▸ **Given task**
Print only the lines from the top of the data through the line with "</order-page>", both included, skipping every picture.

▸ **Information supplied**

>>

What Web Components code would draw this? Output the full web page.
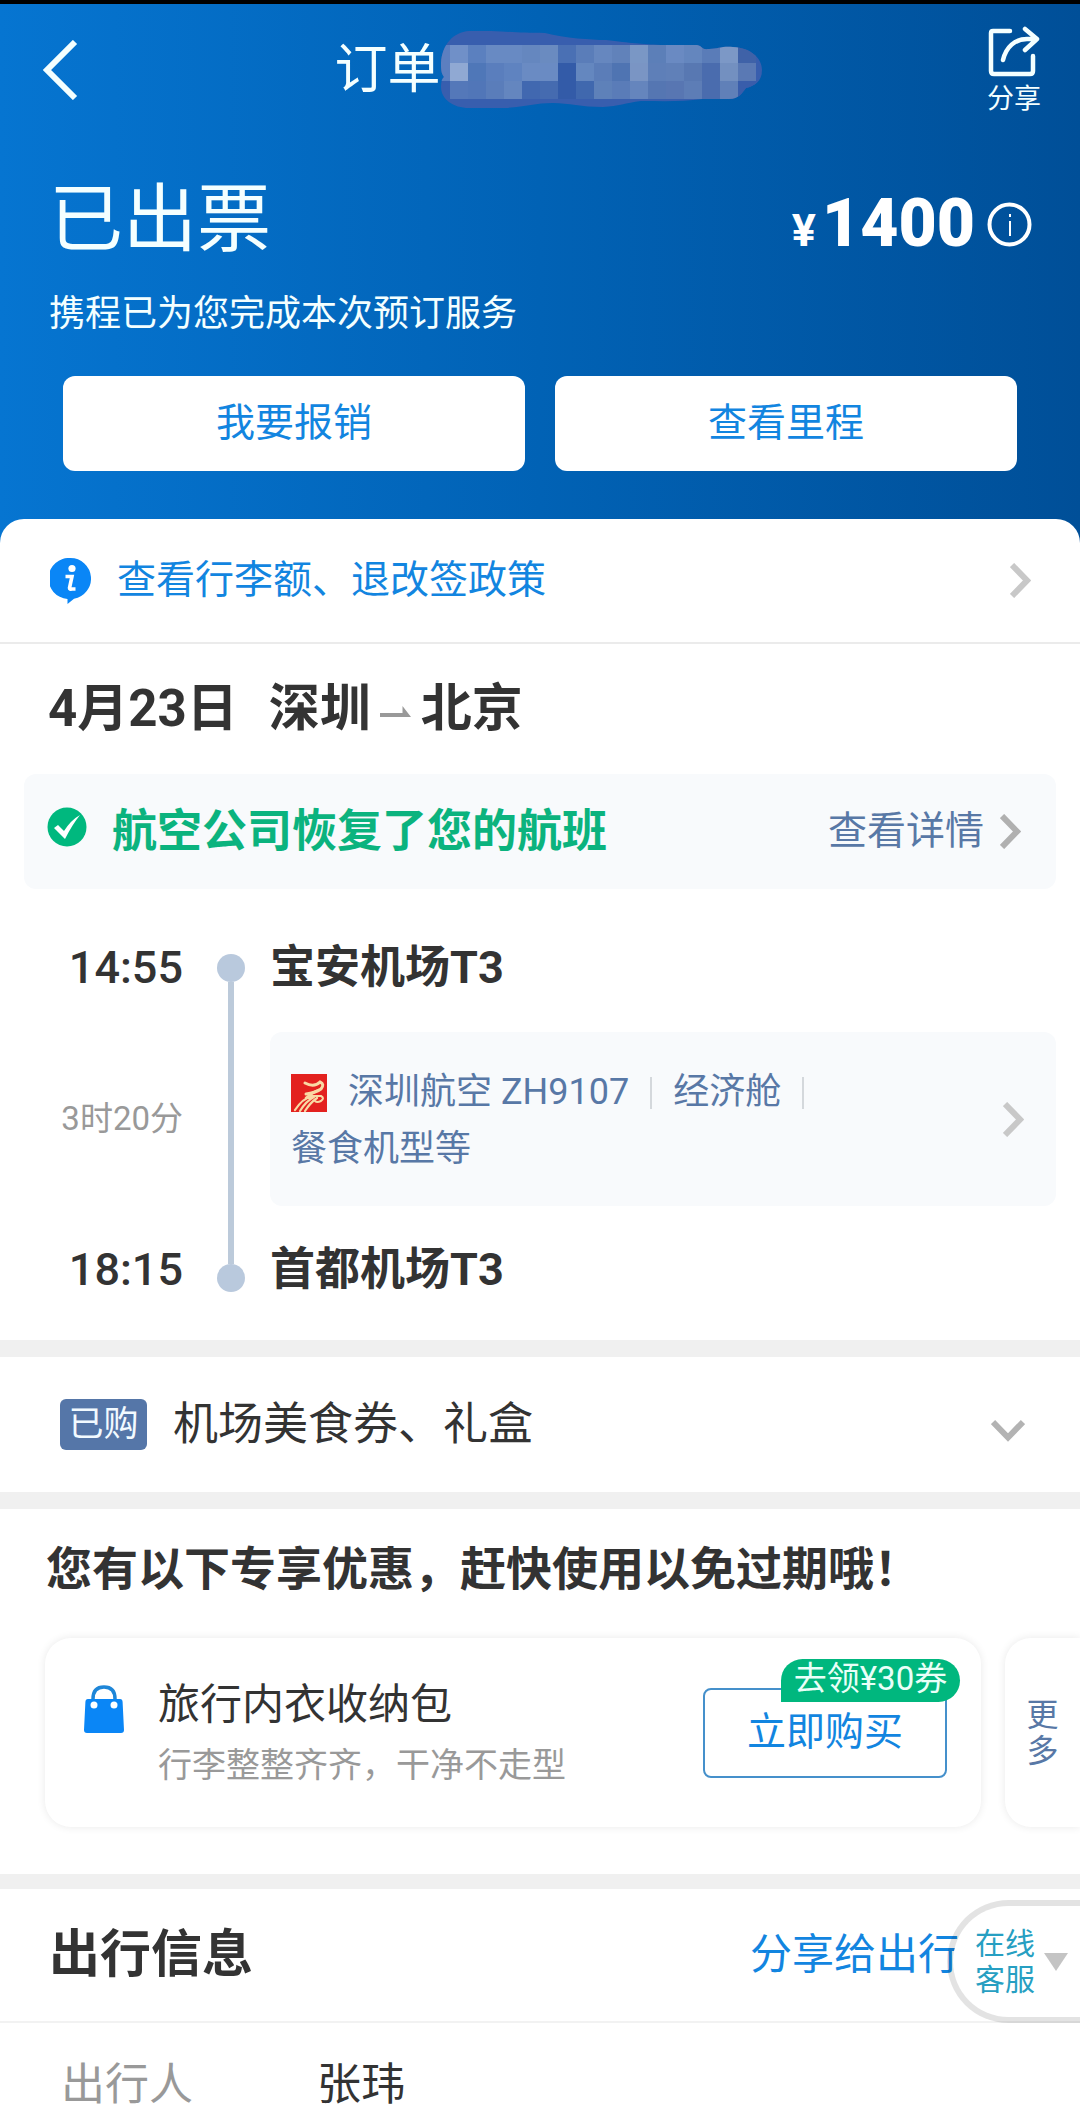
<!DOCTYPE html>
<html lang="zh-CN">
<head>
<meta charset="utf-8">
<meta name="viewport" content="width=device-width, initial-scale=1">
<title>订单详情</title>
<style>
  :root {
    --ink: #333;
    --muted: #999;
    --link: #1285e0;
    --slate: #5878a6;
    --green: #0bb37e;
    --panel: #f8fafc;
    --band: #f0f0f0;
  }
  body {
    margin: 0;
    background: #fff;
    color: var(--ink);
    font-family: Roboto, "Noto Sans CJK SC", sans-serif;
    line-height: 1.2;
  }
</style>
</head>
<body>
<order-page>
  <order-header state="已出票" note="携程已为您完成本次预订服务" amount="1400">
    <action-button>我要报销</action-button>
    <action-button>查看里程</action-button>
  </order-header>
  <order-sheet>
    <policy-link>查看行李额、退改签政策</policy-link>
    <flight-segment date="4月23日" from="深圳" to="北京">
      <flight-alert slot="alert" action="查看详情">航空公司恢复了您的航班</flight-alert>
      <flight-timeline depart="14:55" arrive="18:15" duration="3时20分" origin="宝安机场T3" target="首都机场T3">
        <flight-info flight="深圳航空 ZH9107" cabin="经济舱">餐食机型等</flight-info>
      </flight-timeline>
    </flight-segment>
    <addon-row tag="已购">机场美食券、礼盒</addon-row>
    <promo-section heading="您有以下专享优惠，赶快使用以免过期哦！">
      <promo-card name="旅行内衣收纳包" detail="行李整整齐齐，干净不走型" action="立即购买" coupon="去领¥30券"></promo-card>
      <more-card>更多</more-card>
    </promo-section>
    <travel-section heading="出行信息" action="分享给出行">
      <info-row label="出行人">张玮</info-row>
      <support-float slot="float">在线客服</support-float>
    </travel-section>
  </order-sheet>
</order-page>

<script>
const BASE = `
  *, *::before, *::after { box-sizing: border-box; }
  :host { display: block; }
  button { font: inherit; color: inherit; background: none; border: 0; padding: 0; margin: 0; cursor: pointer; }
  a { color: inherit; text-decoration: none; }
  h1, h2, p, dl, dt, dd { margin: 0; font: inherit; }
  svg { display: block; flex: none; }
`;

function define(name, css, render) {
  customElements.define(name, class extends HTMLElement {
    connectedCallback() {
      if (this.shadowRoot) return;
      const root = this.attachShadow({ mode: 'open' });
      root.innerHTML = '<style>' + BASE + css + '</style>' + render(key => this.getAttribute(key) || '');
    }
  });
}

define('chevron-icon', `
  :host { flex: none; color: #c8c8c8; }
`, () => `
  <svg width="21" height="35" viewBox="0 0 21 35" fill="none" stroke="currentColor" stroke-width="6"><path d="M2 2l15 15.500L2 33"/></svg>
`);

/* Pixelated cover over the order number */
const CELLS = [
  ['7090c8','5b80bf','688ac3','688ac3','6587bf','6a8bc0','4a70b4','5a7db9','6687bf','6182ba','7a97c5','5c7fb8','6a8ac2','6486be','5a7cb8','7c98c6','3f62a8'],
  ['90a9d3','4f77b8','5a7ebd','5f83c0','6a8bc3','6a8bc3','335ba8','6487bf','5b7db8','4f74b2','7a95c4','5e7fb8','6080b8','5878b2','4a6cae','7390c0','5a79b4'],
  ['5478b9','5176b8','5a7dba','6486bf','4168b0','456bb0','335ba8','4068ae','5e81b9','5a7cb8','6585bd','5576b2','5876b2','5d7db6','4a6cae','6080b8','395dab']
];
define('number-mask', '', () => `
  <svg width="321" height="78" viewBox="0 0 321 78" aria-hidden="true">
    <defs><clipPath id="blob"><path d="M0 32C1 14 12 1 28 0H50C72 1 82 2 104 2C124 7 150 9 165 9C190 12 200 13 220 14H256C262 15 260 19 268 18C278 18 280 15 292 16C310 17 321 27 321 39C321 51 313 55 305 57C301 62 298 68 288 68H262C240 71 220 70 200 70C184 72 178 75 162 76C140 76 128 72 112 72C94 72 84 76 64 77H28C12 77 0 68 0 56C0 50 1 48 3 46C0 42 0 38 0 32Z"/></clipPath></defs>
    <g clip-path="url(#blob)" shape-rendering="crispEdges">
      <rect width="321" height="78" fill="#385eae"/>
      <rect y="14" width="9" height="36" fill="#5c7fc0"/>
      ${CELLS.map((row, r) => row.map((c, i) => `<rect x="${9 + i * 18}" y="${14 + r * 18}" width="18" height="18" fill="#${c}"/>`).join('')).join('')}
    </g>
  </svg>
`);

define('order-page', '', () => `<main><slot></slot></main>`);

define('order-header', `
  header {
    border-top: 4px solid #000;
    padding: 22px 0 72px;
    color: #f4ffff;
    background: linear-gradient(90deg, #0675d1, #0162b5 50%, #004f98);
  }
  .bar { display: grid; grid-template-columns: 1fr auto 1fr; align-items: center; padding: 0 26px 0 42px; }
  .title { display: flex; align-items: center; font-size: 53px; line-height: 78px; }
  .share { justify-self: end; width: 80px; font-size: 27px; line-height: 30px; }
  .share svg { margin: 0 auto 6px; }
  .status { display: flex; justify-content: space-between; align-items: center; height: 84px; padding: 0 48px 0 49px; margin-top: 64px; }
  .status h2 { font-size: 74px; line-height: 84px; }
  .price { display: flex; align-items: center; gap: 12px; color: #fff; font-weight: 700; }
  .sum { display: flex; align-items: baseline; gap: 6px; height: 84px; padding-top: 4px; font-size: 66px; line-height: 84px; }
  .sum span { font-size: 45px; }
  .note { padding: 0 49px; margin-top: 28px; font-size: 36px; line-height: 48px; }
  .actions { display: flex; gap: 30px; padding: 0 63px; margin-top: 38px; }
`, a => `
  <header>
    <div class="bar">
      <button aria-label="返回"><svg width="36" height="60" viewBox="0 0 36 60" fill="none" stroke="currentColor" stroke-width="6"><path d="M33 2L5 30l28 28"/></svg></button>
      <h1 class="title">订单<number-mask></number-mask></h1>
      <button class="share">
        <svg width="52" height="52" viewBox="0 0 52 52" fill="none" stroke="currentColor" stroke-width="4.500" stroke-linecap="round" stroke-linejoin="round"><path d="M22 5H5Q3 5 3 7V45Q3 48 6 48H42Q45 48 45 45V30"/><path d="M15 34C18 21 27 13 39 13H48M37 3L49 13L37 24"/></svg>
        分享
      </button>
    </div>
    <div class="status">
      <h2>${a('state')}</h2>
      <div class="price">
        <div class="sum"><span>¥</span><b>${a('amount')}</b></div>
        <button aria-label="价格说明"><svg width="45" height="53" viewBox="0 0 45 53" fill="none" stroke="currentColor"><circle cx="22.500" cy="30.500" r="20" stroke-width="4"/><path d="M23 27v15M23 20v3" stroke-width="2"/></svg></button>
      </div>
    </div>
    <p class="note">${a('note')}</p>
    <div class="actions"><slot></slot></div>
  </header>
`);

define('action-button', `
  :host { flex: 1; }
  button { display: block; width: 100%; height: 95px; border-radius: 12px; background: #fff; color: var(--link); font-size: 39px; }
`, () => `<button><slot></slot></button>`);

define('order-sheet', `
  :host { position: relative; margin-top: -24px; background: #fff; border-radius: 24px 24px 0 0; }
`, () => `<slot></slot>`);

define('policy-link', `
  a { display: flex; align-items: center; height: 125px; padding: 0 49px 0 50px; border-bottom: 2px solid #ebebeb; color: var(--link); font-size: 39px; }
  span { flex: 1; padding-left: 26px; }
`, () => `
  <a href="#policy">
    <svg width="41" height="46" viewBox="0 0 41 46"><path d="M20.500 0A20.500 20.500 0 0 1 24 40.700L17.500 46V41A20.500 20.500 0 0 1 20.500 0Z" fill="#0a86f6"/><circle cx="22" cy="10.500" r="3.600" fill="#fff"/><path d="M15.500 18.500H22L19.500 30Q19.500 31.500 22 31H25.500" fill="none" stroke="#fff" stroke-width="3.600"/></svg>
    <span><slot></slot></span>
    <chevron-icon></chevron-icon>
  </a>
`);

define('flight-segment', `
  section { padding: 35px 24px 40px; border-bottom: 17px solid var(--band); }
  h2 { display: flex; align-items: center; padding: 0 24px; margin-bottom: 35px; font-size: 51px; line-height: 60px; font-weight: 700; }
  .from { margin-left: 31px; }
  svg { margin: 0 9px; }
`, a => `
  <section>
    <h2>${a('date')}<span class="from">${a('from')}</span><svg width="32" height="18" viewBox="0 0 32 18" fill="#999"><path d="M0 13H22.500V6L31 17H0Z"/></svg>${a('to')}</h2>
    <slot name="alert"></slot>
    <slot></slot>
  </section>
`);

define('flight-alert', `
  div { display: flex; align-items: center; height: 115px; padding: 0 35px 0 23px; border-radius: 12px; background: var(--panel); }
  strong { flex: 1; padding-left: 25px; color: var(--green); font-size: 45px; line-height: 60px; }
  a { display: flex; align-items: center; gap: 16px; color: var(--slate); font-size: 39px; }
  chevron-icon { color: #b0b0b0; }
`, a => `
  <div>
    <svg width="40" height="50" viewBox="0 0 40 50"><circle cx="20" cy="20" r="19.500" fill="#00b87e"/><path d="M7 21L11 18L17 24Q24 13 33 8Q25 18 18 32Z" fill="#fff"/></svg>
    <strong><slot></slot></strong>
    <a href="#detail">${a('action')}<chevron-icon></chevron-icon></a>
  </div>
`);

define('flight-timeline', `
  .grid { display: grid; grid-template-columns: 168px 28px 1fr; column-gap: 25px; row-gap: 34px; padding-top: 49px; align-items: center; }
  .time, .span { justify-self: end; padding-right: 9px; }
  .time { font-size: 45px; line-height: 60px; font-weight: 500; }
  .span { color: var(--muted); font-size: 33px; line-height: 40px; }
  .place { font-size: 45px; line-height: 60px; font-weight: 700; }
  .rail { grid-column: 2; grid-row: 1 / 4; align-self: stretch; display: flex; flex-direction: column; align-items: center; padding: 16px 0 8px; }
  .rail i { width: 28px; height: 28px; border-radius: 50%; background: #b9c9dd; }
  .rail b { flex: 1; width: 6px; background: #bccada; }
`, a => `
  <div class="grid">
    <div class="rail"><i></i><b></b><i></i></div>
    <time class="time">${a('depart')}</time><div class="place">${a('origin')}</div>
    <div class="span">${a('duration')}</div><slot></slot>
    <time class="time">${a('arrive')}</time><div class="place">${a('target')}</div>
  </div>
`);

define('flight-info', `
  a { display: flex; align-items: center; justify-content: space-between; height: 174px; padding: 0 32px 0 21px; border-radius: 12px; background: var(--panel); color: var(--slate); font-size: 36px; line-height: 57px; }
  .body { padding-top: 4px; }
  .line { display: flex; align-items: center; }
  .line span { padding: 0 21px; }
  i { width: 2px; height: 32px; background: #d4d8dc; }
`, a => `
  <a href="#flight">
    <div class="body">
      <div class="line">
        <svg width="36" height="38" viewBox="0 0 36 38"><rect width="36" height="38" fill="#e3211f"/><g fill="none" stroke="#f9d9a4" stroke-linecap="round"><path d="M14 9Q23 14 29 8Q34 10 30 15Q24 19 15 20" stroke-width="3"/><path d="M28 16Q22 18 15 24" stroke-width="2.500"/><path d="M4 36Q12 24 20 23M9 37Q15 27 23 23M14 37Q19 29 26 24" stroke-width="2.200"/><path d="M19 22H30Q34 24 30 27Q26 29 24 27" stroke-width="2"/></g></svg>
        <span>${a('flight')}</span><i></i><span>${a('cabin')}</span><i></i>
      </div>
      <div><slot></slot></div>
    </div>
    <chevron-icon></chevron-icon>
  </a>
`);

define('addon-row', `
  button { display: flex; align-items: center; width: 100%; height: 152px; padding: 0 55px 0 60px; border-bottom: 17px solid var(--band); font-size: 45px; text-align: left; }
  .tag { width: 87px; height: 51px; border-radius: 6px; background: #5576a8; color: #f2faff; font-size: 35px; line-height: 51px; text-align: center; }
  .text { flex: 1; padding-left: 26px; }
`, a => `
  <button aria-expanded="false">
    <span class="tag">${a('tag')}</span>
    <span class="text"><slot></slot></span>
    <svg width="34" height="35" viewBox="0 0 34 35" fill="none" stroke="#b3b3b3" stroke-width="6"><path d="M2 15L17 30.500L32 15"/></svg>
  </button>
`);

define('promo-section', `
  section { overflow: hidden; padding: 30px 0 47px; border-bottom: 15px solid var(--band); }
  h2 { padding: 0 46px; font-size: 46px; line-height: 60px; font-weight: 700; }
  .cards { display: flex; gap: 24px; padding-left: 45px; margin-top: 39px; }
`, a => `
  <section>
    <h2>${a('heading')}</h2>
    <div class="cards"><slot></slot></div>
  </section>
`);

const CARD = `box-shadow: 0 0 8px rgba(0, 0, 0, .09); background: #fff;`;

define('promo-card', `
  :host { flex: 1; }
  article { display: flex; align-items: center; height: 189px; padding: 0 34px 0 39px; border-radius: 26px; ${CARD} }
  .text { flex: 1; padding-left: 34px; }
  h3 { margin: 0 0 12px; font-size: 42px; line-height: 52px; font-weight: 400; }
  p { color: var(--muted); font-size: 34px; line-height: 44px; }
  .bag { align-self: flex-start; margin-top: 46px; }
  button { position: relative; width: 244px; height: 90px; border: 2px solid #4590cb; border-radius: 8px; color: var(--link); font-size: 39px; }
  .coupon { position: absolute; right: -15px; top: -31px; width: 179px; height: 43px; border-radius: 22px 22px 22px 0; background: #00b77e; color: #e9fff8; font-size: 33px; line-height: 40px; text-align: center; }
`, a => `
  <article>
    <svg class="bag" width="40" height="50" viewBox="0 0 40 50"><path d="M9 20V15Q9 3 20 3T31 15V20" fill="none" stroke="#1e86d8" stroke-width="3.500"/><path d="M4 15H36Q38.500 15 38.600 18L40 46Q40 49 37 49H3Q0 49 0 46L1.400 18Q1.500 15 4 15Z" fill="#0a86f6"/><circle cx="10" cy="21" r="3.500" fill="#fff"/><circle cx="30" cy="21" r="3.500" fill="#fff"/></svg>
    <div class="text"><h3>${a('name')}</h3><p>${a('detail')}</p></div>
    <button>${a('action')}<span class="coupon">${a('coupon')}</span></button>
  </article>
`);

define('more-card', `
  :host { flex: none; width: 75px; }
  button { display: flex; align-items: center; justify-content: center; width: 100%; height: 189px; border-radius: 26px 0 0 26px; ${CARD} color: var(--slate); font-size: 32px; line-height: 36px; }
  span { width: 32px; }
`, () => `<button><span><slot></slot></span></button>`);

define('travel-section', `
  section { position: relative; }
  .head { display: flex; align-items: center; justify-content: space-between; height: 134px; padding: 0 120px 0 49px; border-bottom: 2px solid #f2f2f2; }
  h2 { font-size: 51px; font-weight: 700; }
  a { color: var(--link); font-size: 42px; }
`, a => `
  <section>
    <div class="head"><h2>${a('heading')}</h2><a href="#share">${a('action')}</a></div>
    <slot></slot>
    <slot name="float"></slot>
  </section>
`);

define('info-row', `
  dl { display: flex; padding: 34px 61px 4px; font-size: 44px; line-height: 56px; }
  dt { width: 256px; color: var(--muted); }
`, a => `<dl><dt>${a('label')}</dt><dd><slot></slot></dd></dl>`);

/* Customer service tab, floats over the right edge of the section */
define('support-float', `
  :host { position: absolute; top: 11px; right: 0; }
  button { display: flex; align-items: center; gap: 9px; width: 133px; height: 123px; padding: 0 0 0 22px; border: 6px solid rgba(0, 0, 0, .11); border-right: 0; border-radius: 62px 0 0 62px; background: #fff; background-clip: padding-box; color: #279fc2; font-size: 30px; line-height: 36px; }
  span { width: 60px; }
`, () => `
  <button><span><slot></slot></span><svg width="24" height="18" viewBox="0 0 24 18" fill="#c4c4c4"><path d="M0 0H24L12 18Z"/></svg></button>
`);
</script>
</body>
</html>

<<

▸ **Response**
What Web Components code would draw this? Output the full web page.
<!DOCTYPE html>
<html lang="zh-CN">
<head>
<meta charset="utf-8">
<meta name="viewport" content="width=device-width, initial-scale=1">
<title>订单详情</title>
<style>
  :root {
    --ink: #333;
    --muted: #999;
    --link: #1285e0;
    --slate: #5878a6;
    --green: #0bb37e;
    --panel: #f8fafc;
    --band: #f0f0f0;
  }
  body {
    margin: 0;
    background: #fff;
    color: var(--ink);
    font-family: Roboto, "Noto Sans CJK SC", sans-serif;
    line-height: 1.2;
  }
</style>
</head>
<body>
<order-page>
  <order-header state="已出票" note="携程已为您完成本次预订服务" amount="1400">
    <action-button>我要报销</action-button>
    <action-button>查看里程</action-button>
  </order-header>
  <order-sheet>
    <policy-link>查看行李额、退改签政策</policy-link>
    <flight-segment date="4月23日" from="深圳" to="北京">
      <flight-alert slot="alert" action="查看详情">航空公司恢复了您的航班</flight-alert>
      <flight-timeline depart="14:55" arrive="18:15" duration="3时20分" origin="宝安机场T3" target="首都机场T3">
        <flight-info flight="深圳航空 ZH9107" cabin="经济舱">餐食机型等</flight-info>
      </flight-timeline>
    </flight-segment>
    <addon-row tag="已购">机场美食券、礼盒</addon-row>
    <promo-section heading="您有以下专享优惠，赶快使用以免过期哦！">
      <promo-card name="旅行内衣收纳包" detail="行李整整齐齐，干净不走型" action="立即购买" coupon="去领¥30券"></promo-card>
      <more-card>更多</more-card>
    </promo-section>
    <travel-section heading="出行信息" action="分享给出行">
      <info-row label="出行人">张玮</info-row>
      <support-float slot="float">在线客服</support-float>
    </travel-section>
  </order-sheet>
</order-page>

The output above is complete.